## RECORDS TO PROCESS:

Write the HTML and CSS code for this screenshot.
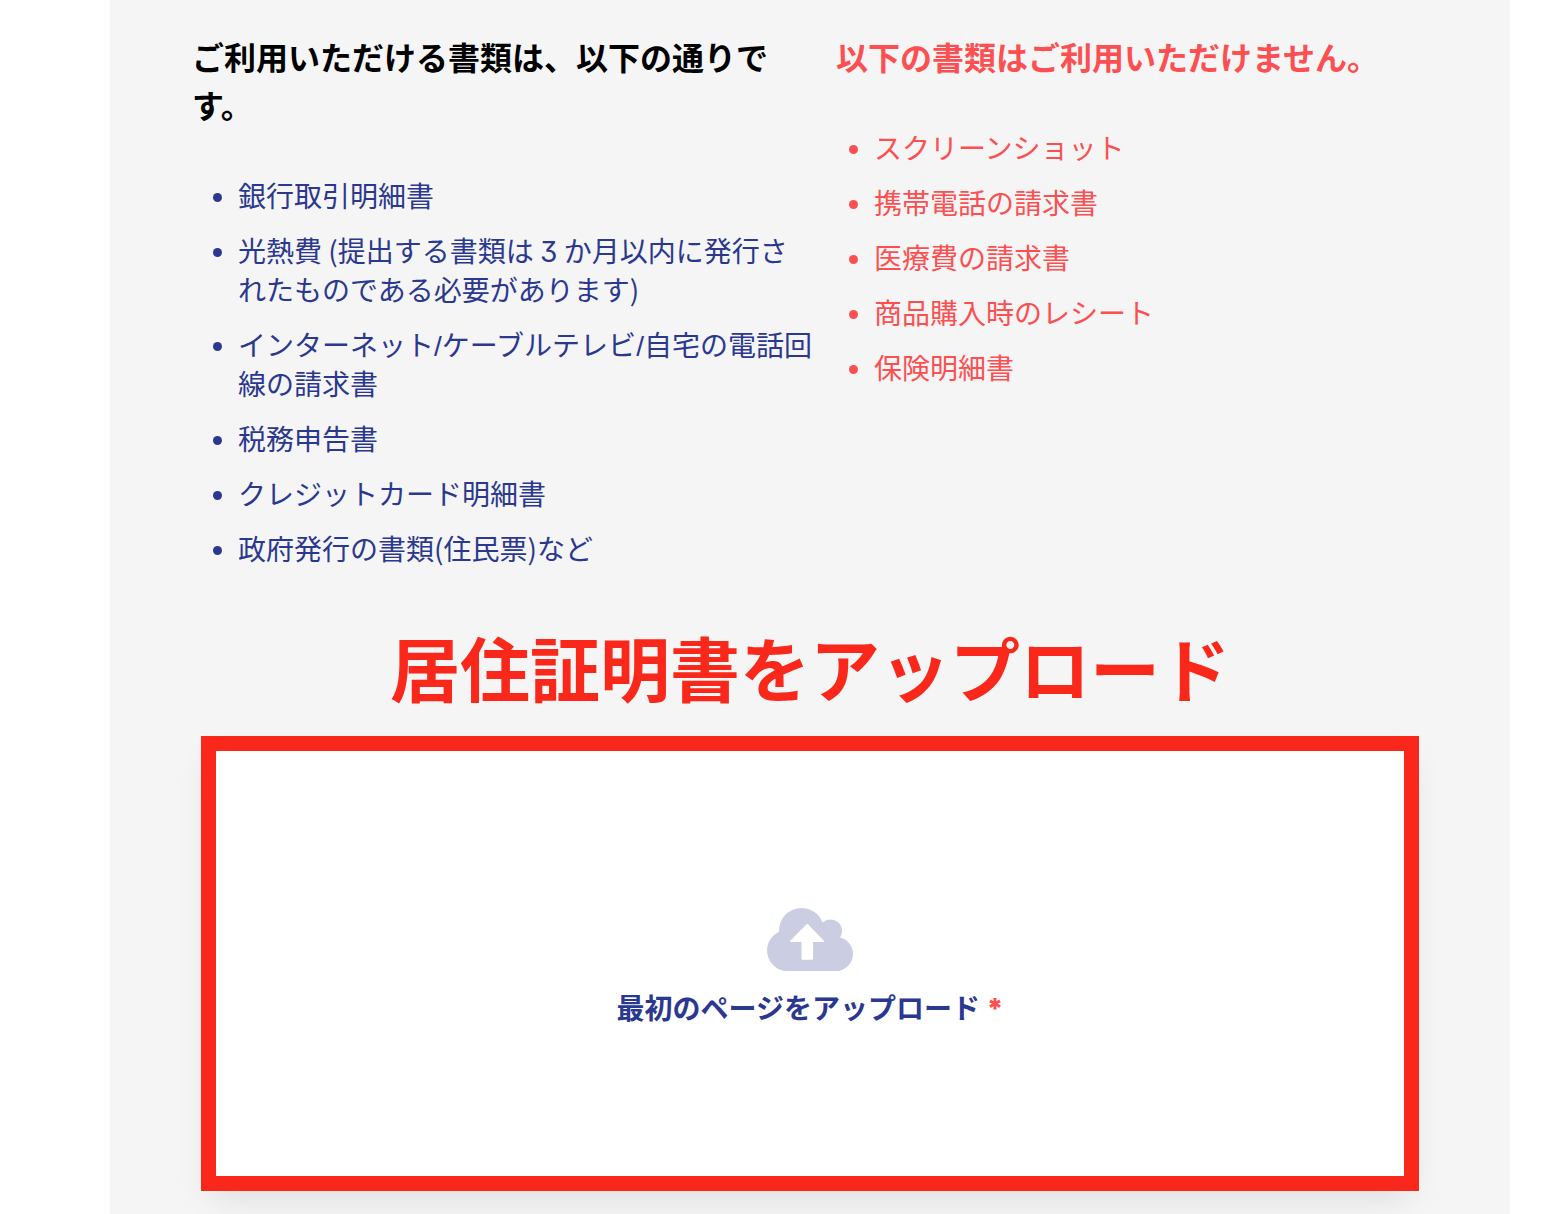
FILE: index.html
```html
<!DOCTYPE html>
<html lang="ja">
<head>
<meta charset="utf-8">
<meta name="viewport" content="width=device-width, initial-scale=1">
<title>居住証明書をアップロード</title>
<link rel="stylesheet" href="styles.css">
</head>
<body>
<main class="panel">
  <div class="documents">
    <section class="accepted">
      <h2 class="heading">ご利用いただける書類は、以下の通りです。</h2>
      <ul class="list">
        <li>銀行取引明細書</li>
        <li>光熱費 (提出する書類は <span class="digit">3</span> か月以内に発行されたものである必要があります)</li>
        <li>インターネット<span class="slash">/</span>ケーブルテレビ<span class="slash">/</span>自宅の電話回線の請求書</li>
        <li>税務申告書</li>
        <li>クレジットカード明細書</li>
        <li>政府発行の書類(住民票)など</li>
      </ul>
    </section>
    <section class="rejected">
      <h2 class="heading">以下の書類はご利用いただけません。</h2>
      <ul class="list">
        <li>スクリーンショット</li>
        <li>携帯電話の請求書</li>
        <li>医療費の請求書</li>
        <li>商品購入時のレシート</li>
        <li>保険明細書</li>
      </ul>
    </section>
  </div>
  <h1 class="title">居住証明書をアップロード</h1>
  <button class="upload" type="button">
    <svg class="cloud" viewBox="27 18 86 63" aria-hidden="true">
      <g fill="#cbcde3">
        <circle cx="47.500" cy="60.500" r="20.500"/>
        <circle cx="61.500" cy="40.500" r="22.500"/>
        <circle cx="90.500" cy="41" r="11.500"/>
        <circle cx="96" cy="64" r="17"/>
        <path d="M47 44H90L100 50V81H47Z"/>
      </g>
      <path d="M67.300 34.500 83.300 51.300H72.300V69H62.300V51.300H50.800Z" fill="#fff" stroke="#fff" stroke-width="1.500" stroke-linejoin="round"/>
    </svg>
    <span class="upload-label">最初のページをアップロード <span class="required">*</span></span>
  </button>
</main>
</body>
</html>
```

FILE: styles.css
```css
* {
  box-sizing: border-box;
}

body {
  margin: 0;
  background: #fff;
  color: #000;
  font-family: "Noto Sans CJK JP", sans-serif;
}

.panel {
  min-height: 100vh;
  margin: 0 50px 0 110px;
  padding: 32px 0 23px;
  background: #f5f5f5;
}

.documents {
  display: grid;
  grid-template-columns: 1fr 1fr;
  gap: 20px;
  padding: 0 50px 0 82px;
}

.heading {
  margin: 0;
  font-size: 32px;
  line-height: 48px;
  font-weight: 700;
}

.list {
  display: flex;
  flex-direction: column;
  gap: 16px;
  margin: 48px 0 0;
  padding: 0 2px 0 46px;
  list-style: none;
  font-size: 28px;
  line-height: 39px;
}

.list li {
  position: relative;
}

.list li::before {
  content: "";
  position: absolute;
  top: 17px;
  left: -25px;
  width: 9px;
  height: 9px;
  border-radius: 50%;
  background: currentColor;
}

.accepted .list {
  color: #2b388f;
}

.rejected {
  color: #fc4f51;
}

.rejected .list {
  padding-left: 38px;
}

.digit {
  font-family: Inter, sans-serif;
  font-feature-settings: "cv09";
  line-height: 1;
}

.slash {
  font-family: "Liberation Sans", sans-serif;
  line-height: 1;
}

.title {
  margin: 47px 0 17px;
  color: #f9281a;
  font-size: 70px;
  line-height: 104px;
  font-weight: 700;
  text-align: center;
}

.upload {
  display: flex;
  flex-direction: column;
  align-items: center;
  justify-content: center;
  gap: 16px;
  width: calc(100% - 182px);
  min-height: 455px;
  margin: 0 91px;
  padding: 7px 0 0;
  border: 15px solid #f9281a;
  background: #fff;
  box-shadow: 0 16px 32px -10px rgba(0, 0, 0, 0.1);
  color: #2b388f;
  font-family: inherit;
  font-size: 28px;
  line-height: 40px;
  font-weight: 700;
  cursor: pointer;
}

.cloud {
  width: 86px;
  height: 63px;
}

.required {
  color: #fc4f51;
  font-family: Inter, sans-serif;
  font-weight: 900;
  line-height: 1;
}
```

--

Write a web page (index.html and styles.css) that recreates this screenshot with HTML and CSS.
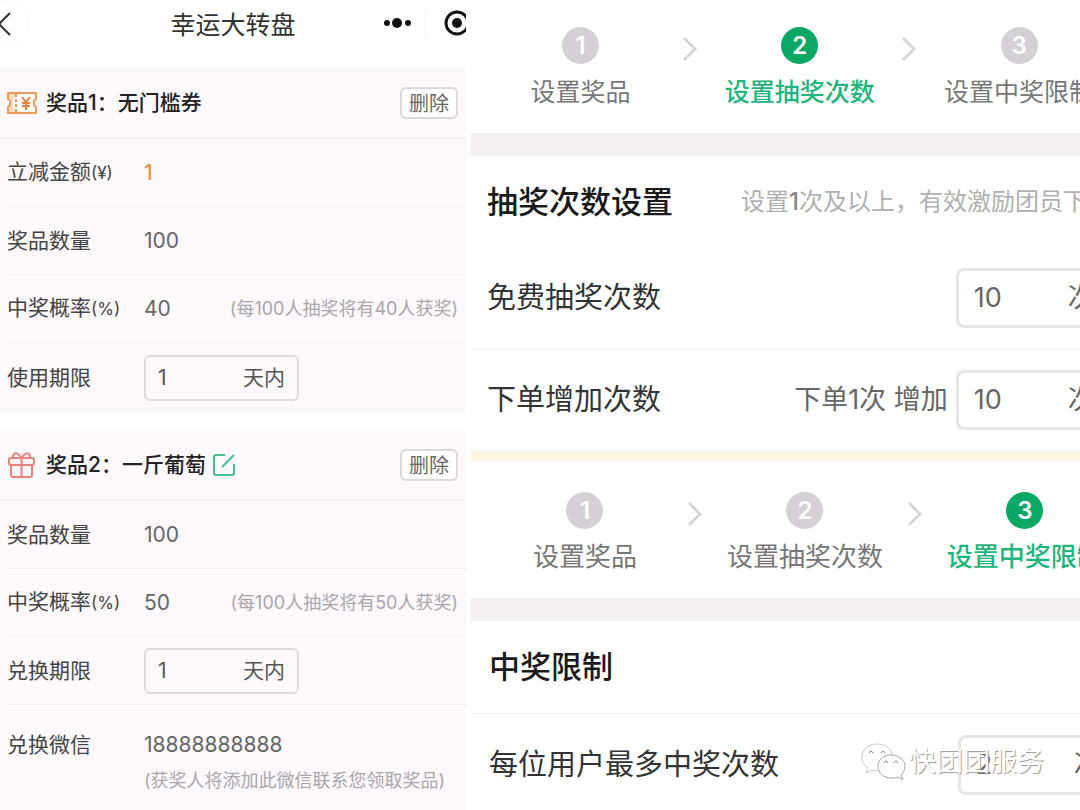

## TASK DETAILS:
Reproduce each line of the entries in which the word "this" is found.

## EXERCISE RESULT:
Write the HTML and CSS code for this screenshot.
Write a web page (index.html and styles.css) that recreates this screenshot with HTML and CSS.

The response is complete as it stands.